For the inventory, a 1.5% leakage rate was assumed from an HFC bank of 28 tonnes resulting in emissions of just 0.4 tonnes in 2006 (CRL Energy 2007).

6.1 Stakeholders and potential points of obligation

Chubb is the main supplier and about 90% of its HFC imports are pre-charged in equipment (Boff 2008). The company also imports about 0.2 tonne of bulk HFC annually for servicing and accidental release. Tyco Wormald has been a minor supplier in earlier years but imported none in 2006. There are also some very minor suppliers of marine fire protection systems (some of which may purchase their HFC from bulk suppliers).

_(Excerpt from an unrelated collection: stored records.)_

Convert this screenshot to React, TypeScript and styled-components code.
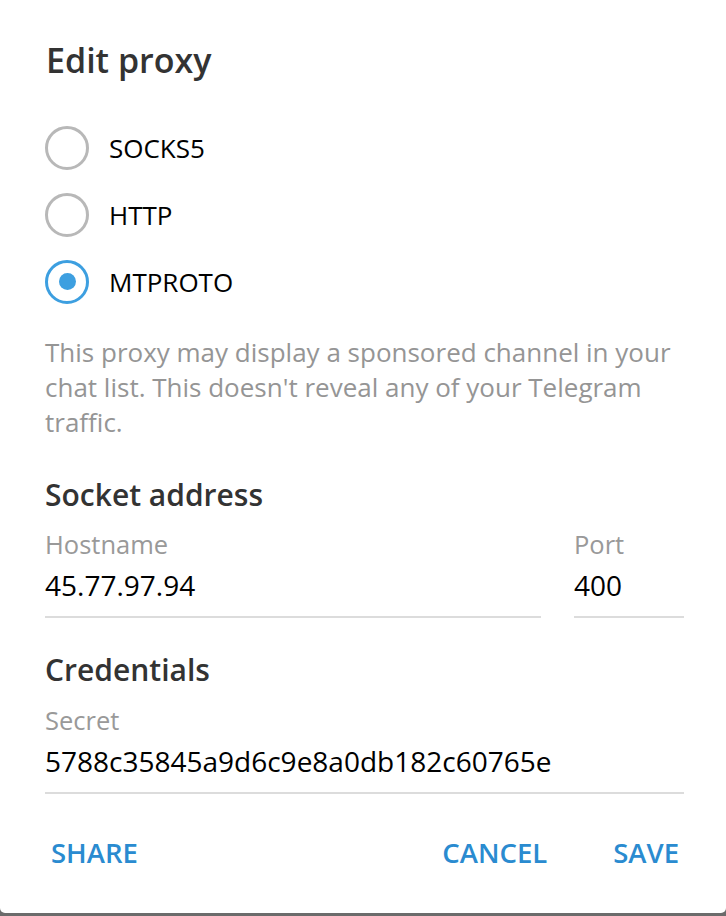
import React from "react";
import styled, { createGlobalStyle } from "styled-components";

const Global = createGlobalStyle`
  html, body { margin: 0; padding: 0; background: #6b6b6b; }
  body { font-family: "Open Sans", "Noto Sans", sans-serif; }
  * { box-sizing: border-box; }
`;

const Dialog = styled.div`
  width: 726px;
  height: 913px;
  background: #fff;
  border-radius: 0 0 5px 5px;
  padding: 0 42px 0 45px;
  display: flex;
  flex-direction: column;
`;

const Title = styled.h1`
  margin: 40px 0 0 1px;
  font-size: 34px;
  line-height: 40px;
  font-weight: 600;
  color: #333;
`;

const RadioList = styled.div`
  margin-top: 34px;
  display: flex;
  flex-direction: column;
`;

const RadioRow = styled.label`
  height: 67px;
  display: flex;
  align-items: center;
  gap: 20px;
  font-size: 26px;
  color: #000;
`;

const RadioCircle = styled.span<{ $checked?: boolean }>`
  width: 44px;
  height: 44px;
  border-radius: 50%;
  border: 3px solid ${(p) => (p.$checked ? "#3d9fe0" : "#b8b8b8")};
  display: flex;
  align-items: center;
  justify-content: center;
  &::after {
    content: "";
    width: 17px;
    height: 17px;
    border-radius: 50%;
    background: ${(p) => (p.$checked ? "#3d9fe0" : "transparent")};
  }
`;

const Description = styled.p`
  margin: 20px 0 0;
  font-size: 26px;
  line-height: 35px;
  color: #959595;
`;

const SectionTitle = styled.h2<{ $mt: number }>`
  margin: ${(p) => p.$mt}px 0 0;
  font-size: 30px;
  line-height: 36px;
  font-weight: 600;
  color: #333;
`;

const FieldRow = styled.div`
  display: flex;
  gap: 33px;
  margin-top: 15px;
`;

const Field = styled.div<{ $grow?: boolean; $w?: number; $mt?: number }>`
  display: flex;
  flex-direction: column;
  ${(p) => (p.$grow ? "flex: 1;" : `width: ${p.$w}px;`)}
  margin-top: ${(p) => p.$mt ?? 0}px;
  border-bottom: 2px solid #dcdcdc;
  padding-bottom: 13px;
`;

const FieldLabel = styled.span`
  font-size: 25.5px;
  line-height: 32px;
  color: #999;
`;

const FieldValue = styled.span`
  margin-top: 7px;
  font-size: 28px;
  line-height: 36px;
  color: #000;
`;

const Buttons = styled.div`
  margin-top: 41px;
  display: flex;
  align-items: center;
  padding: 0 5px 0 6px;
`;

const Button = styled.button<{ $ml?: number }>`
  border: none;
  background: none;
  padding: 0;
  margin-left: ${(p) => p.$ml ?? 0}px;
  font-family: "Open Sans", sans-serif;
  font-size: 27.5px;
  line-height: 36px;
  font-weight: 600;
  color: #2a8bd0;
`;

const Spacer = styled.div`
  flex: 1;
`;

const options = [
  { label: "SOCKS5", checked: false },
  { label: "HTTP", checked: false },
  { label: "MTPROTO", checked: true },
];

export default function App() {
  return (
    <>
      <Global />
      <Dialog>
        <Title>Edit proxy</Title>
        <RadioList>
          {options.map((o) => (
            <RadioRow key={o.label}>
              <RadioCircle $checked={o.checked} />
              {o.label}
            </RadioRow>
          ))}
        </RadioList>
        <Description>
          This proxy may display a sponsored channel in your chat list. This
          doesn't reveal any of your Telegram traffic.
        </Description>
        <SectionTitle $mt={37}>Socket address</SectionTitle>
        <FieldRow>
          <Field $grow>
            <FieldLabel>Hostname</FieldLabel>
            <FieldValue>45.77.97.94</FieldValue>
          </Field>
          <Field $w={110}>
            <FieldLabel>Port</FieldLabel>
            <FieldValue>400</FieldValue>
          </Field>
        </FieldRow>
        <SectionTitle $mt={34}>Credentials</SectionTitle>
        <Field $mt={16}>
          <FieldLabel>Secret</FieldLabel>
          <FieldValue>5788c35845a9d6c9e8a0db182c60765e</FieldValue>
        </Field>
        <Buttons>
          <Button>SHARE</Button>
          <Spacer />
          <Button>CANCEL</Button>
          <Button $ml={66}>SAVE</Button>
        </Buttons>
      </Dialog>
    </>
  );
}
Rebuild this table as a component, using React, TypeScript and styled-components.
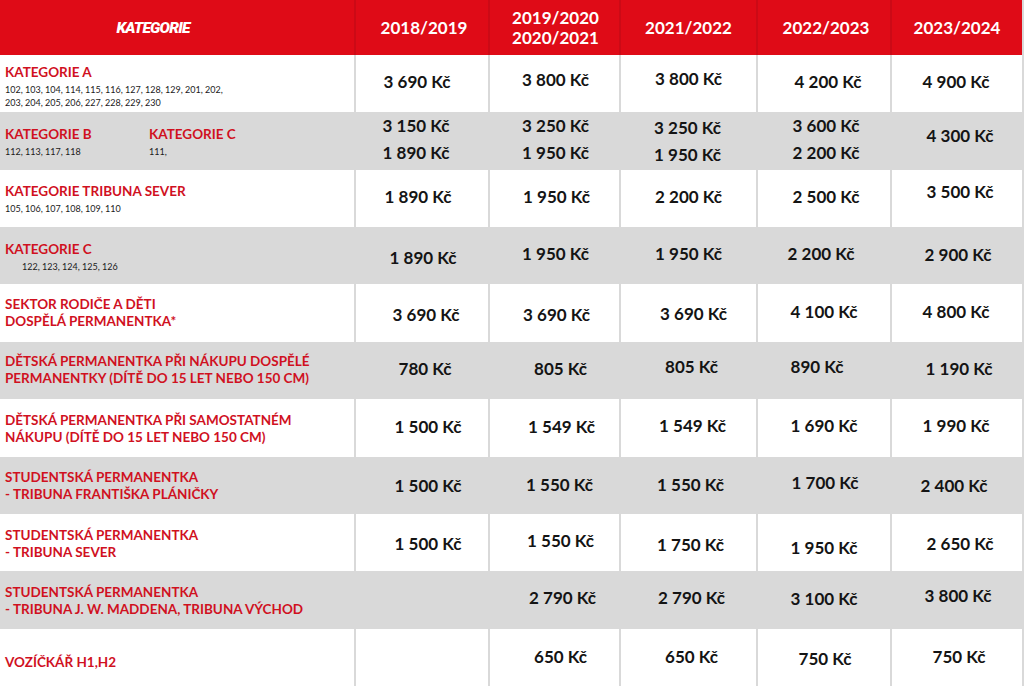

Clearly, this sector would be relatively easy to include in the ETS (if imported equipment is covered) with just one or two import points of obligation. However, apart from ETS consistency with other sectors and within the sector, there are no clear benefits when there is such a low leakage rate. The HFC price is already high enough to ensure that recycling is maximised.

6.2 Export implications

There appear to be no current export implications in this sector. Conceivably, ETS pricing could cause a shift away from current HFC systems and the reclaimed chemical could be exported.

6.3 Compliance costs

The two main suppliers already keep detailed records that would readily meet the audit requirements for an annual return.

6.4 Potential for alternatives

There are currently a couple of alternative fire protection systems that operate very differently from the HFC systems. Tyco Wormald markets Inergen and Chubb markets Argonite. Both are based on nitrogen/argon mixtures where the gas is relatively inexpensive while the hardware is very expensive, making the whole system more expensive than an HFC system currently with its high gas cost but low hardware cost. Chubb also referred to Novec, a very expensive fluorinated ketone that presumably has a low Global Warming Potential.

6.5 Price impacts

Chubb stated that if a $30 per tonne CO2 price translates to a price increase of $87/kg HFC-227ea, “that will kill the market” (Boff 2008). The current gas price for bulk supply is $43/kg and with good service records, any retired gas is readily reclaimed for stock.

Presumably, if the ETS point of obligation is only on bulk supply, there may be some shift in new installations away from HFC with little change in the costs of current systems because of the low leakage rate. If instead the ETS point of obligation includes imported equipment, there may be no new HFC installations. Either way, with a low leakage rate, the ETS pricing will have a negligible impact on emissions by 2015 compared with BAU.

If some minor marine system installers purchase HFC from bulk chemical importers, an equity issue may arise within the sector that might need further investigation.

6.6 Uncertainties

With the main suppliers keeping excellent records, there would be no uncertainty around coverage of these stakeholders. It is uncertain how many minor suppliers might be affected and how significant their sales are.